My last post addressed the need to get off the histamine-merry-go round, in addition to featuring a quote from my nutritional hero Dr Fuhrman:
You can’t put this problem in a vacuum. Such as avoiding histamine containing foods, on a standard deficient and toxic diet. The body works in conjunction with thousands of complicated chemical reactions, and only with superior nutrition can the histamine sensitivity be better controlled. So exposure to thousands of phytochemicals and even to a low dose of histamine in their diet is good, not bad and can offer hope of getting better over the years to come.
Since then I’ve received a number of emails asking me how I transitioned from an unhealthy low histamine standard diet (SAD) to a nutrient dense anti-inflammatory and antihistamine diet, without losing my mind, or will to live.
I understand – it’s hard. Luckily I had Dr Fuhrman’s Eat to Live diet to guide me – but while healthy, it wasn’t low histamine. And of course, I’m human. There was cheating, setbacks and a lack of faith in my ever getting better. The three long years of giving up foods hand over fist, nearly passing out with envy at the sight of friends and family digging in to a creamy tub of ice cream, definitely took its toll. A mere cartoon-like tendril of freshly baked bread weaving its way to my nostrils was enough to set off paroxysms of anguish over life I had left behind.

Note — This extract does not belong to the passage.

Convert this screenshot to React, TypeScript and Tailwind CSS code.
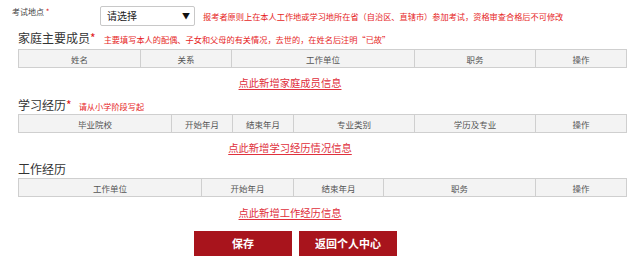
import React from "react";

type Col = { label: string; w: number };

const familyCols: Col[] = [
  { label: "姓名", w: 122 },
  { label: "关系", w: 91 },
  { label: "工作单位", w: 183 },
  { label: "职务", w: 121 },
  { label: "操作", w: 91 },
];

const eduCols: Col[] = [
  { label: "毕业院校", w: 153 },
  { label: "开始年月", w: 61 },
  { label: "结束年月", w: 61 },
  { label: "专业类别", w: 121 },
  { label: "学历及专业", w: 121 },
  { label: "操作", w: 91 },
];

const workCols: Col[] = [
  { label: "工作单位", w: 183 },
  { label: "开始年月", w: 92 },
  { label: "结束年月", w: 90 },
  { label: "职务", w: 152 },
  { label: "操作", w: 91 },
];

function HeaderTable({ cols }: { cols: Col[] }) {
  return (
    <table className="ml-[18px] w-[608px] table-fixed border-collapse">
      <colgroup>
        {cols.map((c) => (
          <col key={c.label} style={{ width: c.w }} />
        ))}
      </colgroup>
      <thead>
        <tr>
          {cols.map((c) => (
            <th
              key={c.label}
              className="h-[18px] border border-[#cfcfcf] bg-[#f3f3f3] p-0 text-center text-[8.5px] font-normal leading-[16px] text-[#555]"
            >
              {c.label}
            </th>
          ))}
        </tr>
      </thead>
    </table>
  );
}

function AddLink({ text, className }: { text: string; className: string }) {
  return (
    <div className={`h-[14px] w-[580px] text-center text-[10.3px] leading-[14px] ${className}`}>
      <a href="#" className="text-[#e0303c] underline underline-offset-2">
        {text}
      </a>
    </div>
  );
}

function SectionTitle({ title, star, note, noteGap, className }: { title: string; star?: boolean; note?: string; noteGap: string; className: string }) {
  return (
    <div className={`flex h-[16px] items-baseline pl-[18px] ${className}`}>
      <span className="text-[12px] leading-[16px] text-[#333]">
        {title}
        {star && <span className="text-[#e02020]">*</span>}
      </span>
      {note && <span className={`${noteGap} text-[8.2px] text-[#e61e1e]`}>{note}</span>}
    </div>
  );
}

export default function App() {
  return (
    <div className="h-[268px] w-[640px] overflow-hidden bg-white" style={{ fontFamily: '"Noto Sans CJK SC", "Noto Sans", sans-serif' }}>
      {/* 考试地点 */}
      <div className="flex items-start pt-[6px]">
        <div className="w-[100px] pl-[12px] pt-[1px] text-[8px] leading-[10px] text-[#444]">
          考试地点 <span className="text-[#e02020]">*</span>
        </div>
        <div className="flex h-[20px] w-[95px] items-center justify-between rounded-[2px] border border-[#c8c8c8] bg-white pl-[6px] pr-[4px]">
          <span className="text-[10px] leading-[12px] text-[#222]">请选择</span>
          <span className="text-[8px] leading-[10px] text-[#111]">▼</span>
        </div>
        <div className="ml-[8px] text-[8.2px] leading-[20px] text-[#e61e1e]">
          报考者原则上在本人工作地或学习地所在省（自治区、直辖市）参加考试，资格审查合格后不可修改
        </div>
      </div>

      <SectionTitle
        title="家庭主要成员"
        star
        note="主要填写本人的配偶、子女和父母的有关情况，去世的，在姓名后注明“已故”"
        noteGap="ml-[8px]"
        className="mt-[4px]"
      />
      <div className="mt-[3px]">
        <HeaderTable cols={familyCols} />
      </div>
      <AddLink text="点此新增家庭成员信息" className="mt-[8px]" />

      <SectionTitle title="学习经历" star note="请从小学阶段写起" noteGap="ml-[7px]" className="mt-[7px]" />
      <div className="mt-[1px]">
        <HeaderTable cols={eduCols} />
      </div>
      <AddLink text="点此新增学习经历情况信息" className="mt-[8px]" />

      <SectionTitle title="工作经历" noteGap="" className="mt-[6px]" />
      <div className="mt-[1px]">
        <HeaderTable cols={workCols} />
      </div>
      <AddLink text="点此新增工作经历信息" className="mt-[9px]" />

      <div className="mt-[11px] flex gap-[7px] pl-[194px]">
        <button className="h-[25px] w-[98px] bg-[#a8141c] text-[11px] font-bold text-white">保存</button>
        <button className="h-[25px] w-[98px] bg-[#a8141c] text-[11px] font-bold text-white">返回个人中心</button>
      </div>
    </div>
  );
}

And so, like a spurned lover, I became jaded; turning down invites to fabulous dinners and trips, because I couldn’t bear to see what I couldn’t have.
Then, the epiphany: rather than feel deprived, why not use this illness as an opportunity to be the healthiest I’ve ever been? I mean really truly commit and give it everything I’ve got, even if I die trying. Because at that point, I realised that I wasn’t really living. I was going through the motions: working, talking, eating, but taking pleasure in nothing. The weight of my illness was crushing me and I had to get out from under it. I immediately resolved to place my focus on eating as nutritiously as possible, rather than low histamine.
But the first step was hard: I had to understand what I was hiding from. It was ugly, painful and soul destroying – but I unleashed the histamine kraken on my body. Antihistamines flushed down the toilet, followed by my saviour – xanax.
There was no longer anywhere to hide. The fits of itching and full body spasms were no picnic. I hadn’t had them in a long time, but they were definitely worth it. Once my body was meds free I began to understand how food, stress and inflammation affected my histamine condition.
The fruit of my labours? Less cookies, ice cream and sugar meant that I could stop stressing the histamine rating of most fish, fruits and nuts that I so badly missed, plus less symptoms, more life, and…I’m now OFFICIALLY in the best health of my life! My recent full body work up showed that for the first time ever, all my results (other than low B12 because there’s no salmon in Kenya!) are well within normal range. All my inflammatory markers are low low low and my WBC is normal for the first time in my adult life. Well, normal for a nutritarian following Fuhrman’s diet. Mine has dropped to 3.7 (normal being 4.5 – 11), which according to the doc means that I have less inflammation in my body! Score. Gaining perfect nutrition rather than stressing and being miserable on a low histamine SAD has my skin glowing, hair flowing, and hopefully not looking my 37 years of age.